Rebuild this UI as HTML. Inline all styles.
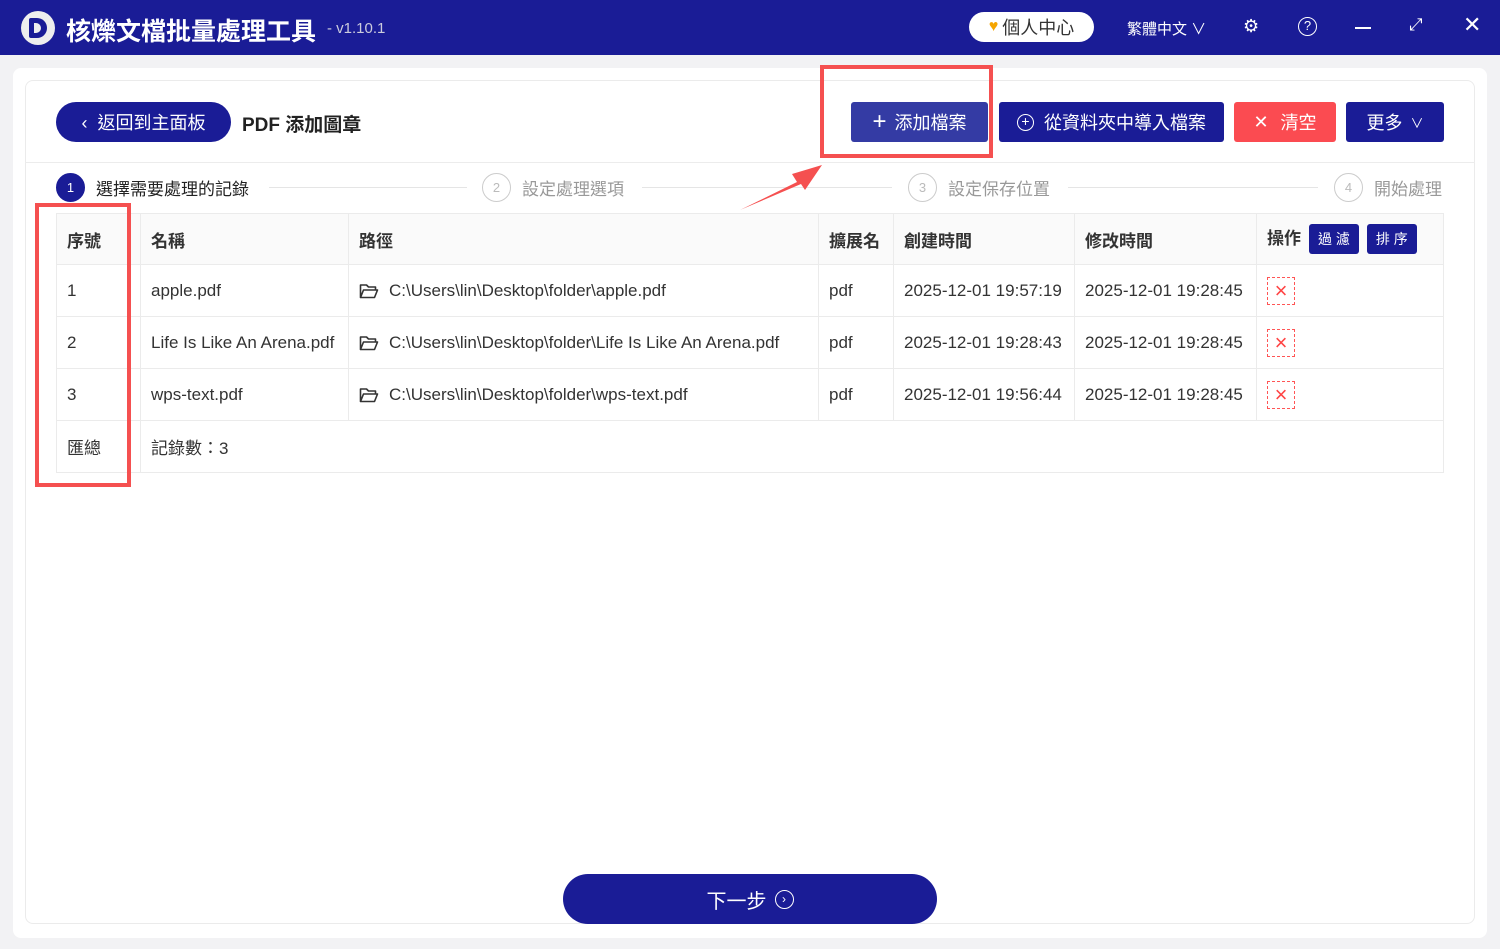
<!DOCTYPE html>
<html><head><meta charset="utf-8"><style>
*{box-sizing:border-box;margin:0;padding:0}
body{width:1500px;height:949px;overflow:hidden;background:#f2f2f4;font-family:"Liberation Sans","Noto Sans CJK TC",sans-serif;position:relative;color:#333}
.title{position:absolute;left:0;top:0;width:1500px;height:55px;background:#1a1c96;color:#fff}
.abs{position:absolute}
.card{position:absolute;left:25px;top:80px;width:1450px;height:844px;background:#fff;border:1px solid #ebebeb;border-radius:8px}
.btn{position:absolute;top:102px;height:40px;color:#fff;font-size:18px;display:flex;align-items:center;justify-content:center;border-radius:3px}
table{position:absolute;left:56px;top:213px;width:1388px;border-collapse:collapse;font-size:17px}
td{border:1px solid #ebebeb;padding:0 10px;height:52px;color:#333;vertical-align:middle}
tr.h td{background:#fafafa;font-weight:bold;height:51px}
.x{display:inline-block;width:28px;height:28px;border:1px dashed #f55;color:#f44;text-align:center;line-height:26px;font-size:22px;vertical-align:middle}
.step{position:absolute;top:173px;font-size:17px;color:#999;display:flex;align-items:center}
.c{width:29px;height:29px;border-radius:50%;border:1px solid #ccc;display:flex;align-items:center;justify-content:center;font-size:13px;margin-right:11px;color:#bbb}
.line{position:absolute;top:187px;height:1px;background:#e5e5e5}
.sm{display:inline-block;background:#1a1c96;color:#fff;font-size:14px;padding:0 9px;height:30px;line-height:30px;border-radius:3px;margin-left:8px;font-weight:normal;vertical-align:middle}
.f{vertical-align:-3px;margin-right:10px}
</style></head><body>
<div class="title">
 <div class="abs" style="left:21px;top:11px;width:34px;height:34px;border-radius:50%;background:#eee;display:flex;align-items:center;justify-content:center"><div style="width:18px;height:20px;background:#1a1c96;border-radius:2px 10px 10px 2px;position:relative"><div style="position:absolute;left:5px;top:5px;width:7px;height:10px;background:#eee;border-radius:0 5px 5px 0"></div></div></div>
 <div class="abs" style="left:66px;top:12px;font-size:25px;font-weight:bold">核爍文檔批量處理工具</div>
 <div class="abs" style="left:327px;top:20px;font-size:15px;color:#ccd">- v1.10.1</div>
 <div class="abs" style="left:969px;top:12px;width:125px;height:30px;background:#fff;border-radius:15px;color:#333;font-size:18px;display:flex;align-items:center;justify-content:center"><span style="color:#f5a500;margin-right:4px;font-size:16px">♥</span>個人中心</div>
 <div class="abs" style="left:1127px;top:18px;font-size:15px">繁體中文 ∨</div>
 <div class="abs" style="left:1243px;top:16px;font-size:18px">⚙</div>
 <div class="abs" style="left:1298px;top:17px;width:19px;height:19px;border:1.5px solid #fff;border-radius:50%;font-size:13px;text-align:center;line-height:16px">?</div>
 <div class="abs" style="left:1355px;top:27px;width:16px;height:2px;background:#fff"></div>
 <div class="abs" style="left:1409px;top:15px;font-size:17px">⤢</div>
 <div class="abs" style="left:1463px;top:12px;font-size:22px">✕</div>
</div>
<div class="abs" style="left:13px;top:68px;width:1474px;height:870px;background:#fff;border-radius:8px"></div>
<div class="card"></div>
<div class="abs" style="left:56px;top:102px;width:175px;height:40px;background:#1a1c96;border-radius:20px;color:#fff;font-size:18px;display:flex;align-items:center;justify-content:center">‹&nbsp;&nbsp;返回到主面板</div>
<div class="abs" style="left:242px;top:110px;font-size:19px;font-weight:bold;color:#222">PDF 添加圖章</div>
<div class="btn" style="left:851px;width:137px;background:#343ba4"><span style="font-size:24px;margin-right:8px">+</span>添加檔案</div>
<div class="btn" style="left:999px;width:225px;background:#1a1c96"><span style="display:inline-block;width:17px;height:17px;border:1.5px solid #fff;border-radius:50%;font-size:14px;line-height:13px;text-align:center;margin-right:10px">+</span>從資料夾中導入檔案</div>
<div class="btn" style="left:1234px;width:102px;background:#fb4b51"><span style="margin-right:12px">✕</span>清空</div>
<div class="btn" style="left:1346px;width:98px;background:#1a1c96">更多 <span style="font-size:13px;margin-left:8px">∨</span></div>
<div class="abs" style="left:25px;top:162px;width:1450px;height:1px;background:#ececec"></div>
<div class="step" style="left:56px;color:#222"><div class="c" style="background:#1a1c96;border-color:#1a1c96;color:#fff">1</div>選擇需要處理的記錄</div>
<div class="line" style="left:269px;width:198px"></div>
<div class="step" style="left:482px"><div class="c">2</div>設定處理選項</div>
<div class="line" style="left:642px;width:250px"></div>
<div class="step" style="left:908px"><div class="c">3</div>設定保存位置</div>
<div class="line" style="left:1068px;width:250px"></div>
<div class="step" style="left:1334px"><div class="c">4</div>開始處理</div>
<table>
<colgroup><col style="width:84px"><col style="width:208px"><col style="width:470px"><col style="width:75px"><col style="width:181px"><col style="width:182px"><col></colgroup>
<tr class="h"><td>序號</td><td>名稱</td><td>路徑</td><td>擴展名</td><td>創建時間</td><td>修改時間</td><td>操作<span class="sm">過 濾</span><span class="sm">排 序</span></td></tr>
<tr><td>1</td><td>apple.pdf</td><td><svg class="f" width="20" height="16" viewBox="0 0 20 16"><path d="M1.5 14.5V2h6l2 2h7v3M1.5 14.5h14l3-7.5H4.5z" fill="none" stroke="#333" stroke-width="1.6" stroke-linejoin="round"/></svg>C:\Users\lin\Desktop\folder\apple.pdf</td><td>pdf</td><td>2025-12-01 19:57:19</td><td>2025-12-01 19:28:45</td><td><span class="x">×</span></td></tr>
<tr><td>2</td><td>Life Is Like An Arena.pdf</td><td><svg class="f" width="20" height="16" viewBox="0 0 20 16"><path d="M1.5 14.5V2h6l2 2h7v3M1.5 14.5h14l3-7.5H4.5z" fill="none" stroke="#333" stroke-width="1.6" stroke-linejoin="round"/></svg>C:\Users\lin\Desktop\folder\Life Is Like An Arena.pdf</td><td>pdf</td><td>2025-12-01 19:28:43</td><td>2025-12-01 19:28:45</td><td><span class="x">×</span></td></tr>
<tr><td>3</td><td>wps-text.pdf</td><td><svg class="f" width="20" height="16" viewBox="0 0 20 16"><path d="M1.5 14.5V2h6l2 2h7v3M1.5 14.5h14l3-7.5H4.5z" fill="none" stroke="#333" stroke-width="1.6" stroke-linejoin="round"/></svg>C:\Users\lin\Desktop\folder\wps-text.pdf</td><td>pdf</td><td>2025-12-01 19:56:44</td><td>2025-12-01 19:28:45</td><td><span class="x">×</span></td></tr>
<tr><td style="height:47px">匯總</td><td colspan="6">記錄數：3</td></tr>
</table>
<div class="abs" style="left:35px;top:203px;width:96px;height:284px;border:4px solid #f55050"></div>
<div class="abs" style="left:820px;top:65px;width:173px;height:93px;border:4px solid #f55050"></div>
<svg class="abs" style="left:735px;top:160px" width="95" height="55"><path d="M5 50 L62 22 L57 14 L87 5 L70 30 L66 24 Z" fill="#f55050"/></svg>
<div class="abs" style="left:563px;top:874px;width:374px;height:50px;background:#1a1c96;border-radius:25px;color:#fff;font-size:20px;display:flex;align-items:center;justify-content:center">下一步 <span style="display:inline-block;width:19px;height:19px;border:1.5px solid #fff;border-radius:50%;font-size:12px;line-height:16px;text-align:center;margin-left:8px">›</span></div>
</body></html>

********

## Given task
Copy the material above in full and exactly, skipping pictures.

## Task response
Rebuild this UI as HTML. Inline all styles.
<!DOCTYPE html>
<html><head><meta charset="utf-8"><style>
*{box-sizing:border-box;margin:0;padding:0}
body{width:1500px;height:949px;overflow:hidden;background:#f2f2f4;font-family:"Liberation Sans","Noto Sans CJK TC",sans-serif;position:relative;color:#333}
.title{position:absolute;left:0;top:0;width:1500px;height:55px;background:#1a1c96;color:#fff}
.abs{position:absolute}
.card{position:absolute;left:25px;top:80px;width:1450px;height:844px;background:#fff;border:1px solid #ebebeb;border-radius:8px}
.btn{position:absolute;top:102px;height:40px;color:#fff;font-size:18px;display:flex;align-items:center;justify-content:center;border-radius:3px}
table{position:absolute;left:56px;top:213px;width:1388px;border-collapse:collapse;font-size:17px}
td{border:1px solid #ebebeb;padding:0 10px;height:52px;color:#333;vertical-align:middle}
tr.h td{background:#fafafa;font-weight:bold;height:51px}
.x{display:inline-block;width:28px;height:28px;border:1px dashed #f55;color:#f44;text-align:center;line-height:26px;font-size:22px;vertical-align:middle}
.step{position:absolute;top:173px;font-size:17px;color:#999;display:flex;align-items:center}
.c{width:29px;height:29px;border-radius:50%;border:1px solid #ccc;display:flex;align-items:center;justify-content:center;font-size:13px;margin-right:11px;color:#bbb}
.line{position:absolute;top:187px;height:1px;background:#e5e5e5}
.sm{display:inline-block;background:#1a1c96;color:#fff;font-size:14px;padding:0 9px;height:30px;line-height:30px;border-radius:3px;margin-left:8px;font-weight:normal;vertical-align:middle}
.f{vertical-align:-3px;margin-right:10px}
</style></head><body>
<div class="title">
 <div class="abs" style="left:21px;top:11px;width:34px;height:34px;border-radius:50%;background:#eee;display:flex;align-items:center;justify-content:center"><div style="width:18px;height:20px;background:#1a1c96;border-radius:2px 10px 10px 2px;position:relative"><div style="position:absolute;left:5px;top:5px;width:7px;height:10px;background:#eee;border-radius:0 5px 5px 0"></div></div></div>
 <div class="abs" style="left:66px;top:12px;font-size:25px;font-weight:bold">核爍文檔批量處理工具</div>
 <div class="abs" style="left:327px;top:20px;font-size:15px;color:#ccd">- v1.10.1</div>
 <div class="abs" style="left:969px;top:12px;width:125px;height:30px;background:#fff;border-radius:15px;color:#333;font-size:18px;display:flex;align-items:center;justify-content:center"><span style="color:#f5a500;margin-right:4px;font-size:16px">♥</span>個人中心</div>
 <div class="abs" style="left:1127px;top:18px;font-size:15px">繁體中文 ∨</div>
 <div class="abs" style="left:1243px;top:16px;font-size:18px">⚙</div>
 <div class="abs" style="left:1298px;top:17px;width:19px;height:19px;border:1.5px solid #fff;border-radius:50%;font-size:13px;text-align:center;line-height:16px">?</div>
 <div class="abs" style="left:1355px;top:27px;width:16px;height:2px;background:#fff"></div>
 <div class="abs" style="left:1409px;top:15px;font-size:17px">⤢</div>
 <div class="abs" style="left:1463px;top:12px;font-size:22px">✕</div>
</div>
<div class="abs" style="left:13px;top:68px;width:1474px;height:870px;background:#fff;border-radius:8px"></div>
<div class="card"></div>
<div class="abs" style="left:56px;top:102px;width:175px;height:40px;background:#1a1c96;border-radius:20px;color:#fff;font-size:18px;display:flex;align-items:center;justify-content:center">‹&nbsp;&nbsp;返回到主面板</div>
<div class="abs" style="left:242px;top:110px;font-size:19px;font-weight:bold;color:#222">PDF 添加圖章</div>
<div class="btn" style="left:851px;width:137px;background:#343ba4"><span style="font-size:24px;margin-right:8px">+</span>添加檔案</div>
<div class="btn" style="left:999px;width:225px;background:#1a1c96"><span style="display:inline-block;width:17px;height:17px;border:1.5px solid #fff;border-radius:50%;font-size:14px;line-height:13px;text-align:center;margin-right:10px">+</span>從資料夾中導入檔案</div>
<div class="btn" style="left:1234px;width:102px;background:#fb4b51"><span style="margin-right:12px">✕</span>清空</div>
<div class="btn" style="left:1346px;width:98px;background:#1a1c96">更多 <span style="font-size:13px;margin-left:8px">∨</span></div>
<div class="abs" style="left:25px;top:162px;width:1450px;height:1px;background:#ececec"></div>
<div class="step" style="left:56px;color:#222"><div class="c" style="background:#1a1c96;border-color:#1a1c96;color:#fff">1</div>選擇需要處理的記錄</div>
<div class="line" style="left:269px;width:198px"></div>
<div class="step" style="left:482px"><div class="c">2</div>設定處理選項</div>
<div class="line" style="left:642px;width:250px"></div>
<div class="step" style="left:908px"><div class="c">3</div>設定保存位置</div>
<div class="line" style="left:1068px;width:250px"></div>
<div class="step" style="left:1334px"><div class="c">4</div>開始處理</div>
<table>
<colgroup><col style="width:84px"><col style="width:208px"><col style="width:470px"><col style="width:75px"><col style="width:181px"><col style="width:182px"><col></colgroup>
<tr class="h"><td>序號</td><td>名稱</td><td>路徑</td><td>擴展名</td><td>創建時間</td><td>修改時間</td><td>操作<span class="sm">過 濾</span><span class="sm">排 序</span></td></tr>
<tr><td>1</td><td>apple.pdf</td><td><svg class="f" width="20" height="16" viewBox="0 0 20 16"><path d="M1.5 14.5V2h6l2 2h7v3M1.5 14.5h14l3-7.5H4.5z" fill="none" stroke="#333" stroke-width="1.6" stroke-linejoin="round"/></svg>C:\Users\lin\Desktop\folder\apple.pdf</td><td>pdf</td><td>2025-12-01 19:57:19</td><td>2025-12-01 19:28:45</td><td><span class="x">×</span></td></tr>
<tr><td>2</td><td>Life Is Like An Arena.pdf</td><td><svg class="f" width="20" height="16" viewBox="0 0 20 16"><path d="M1.5 14.5V2h6l2 2h7v3M1.5 14.5h14l3-7.5H4.5z" fill="none" stroke="#333" stroke-width="1.6" stroke-linejoin="round"/></svg>C:\Users\lin\Desktop\folder\Life Is Like An Arena.pdf</td><td>pdf</td><td>2025-12-01 19:28:43</td><td>2025-12-01 19:28:45</td><td><span class="x">×</span></td></tr>
<tr><td>3</td><td>wps-text.pdf</td><td><svg class="f" width="20" height="16" viewBox="0 0 20 16"><path d="M1.5 14.5V2h6l2 2h7v3M1.5 14.5h14l3-7.5H4.5z" fill="none" stroke="#333" stroke-width="1.6" stroke-linejoin="round"/></svg>C:\Users\lin\Desktop\folder\wps-text.pdf</td><td>pdf</td><td>2025-12-01 19:56:44</td><td>2025-12-01 19:28:45</td><td><span class="x">×</span></td></tr>
<tr><td style="height:47px">匯總</td><td colspan="6">記錄數：3</td></tr>
</table>
<div class="abs" style="left:35px;top:203px;width:96px;height:284px;border:4px solid #f55050"></div>
<div class="abs" style="left:820px;top:65px;width:173px;height:93px;border:4px solid #f55050"></div>
<svg class="abs" style="left:735px;top:160px" width="95" height="55"><path d="M5 50 L62 22 L57 14 L87 5 L70 30 L66 24 Z" fill="#f55050"/></svg>
<div class="abs" style="left:563px;top:874px;width:374px;height:50px;background:#1a1c96;border-radius:25px;color:#fff;font-size:20px;display:flex;align-items:center;justify-content:center">下一步 <span style="display:inline-block;width:19px;height:19px;border:1.5px solid #fff;border-radius:50%;font-size:12px;line-height:16px;text-align:center;margin-left:8px">›</span></div>
</body></html>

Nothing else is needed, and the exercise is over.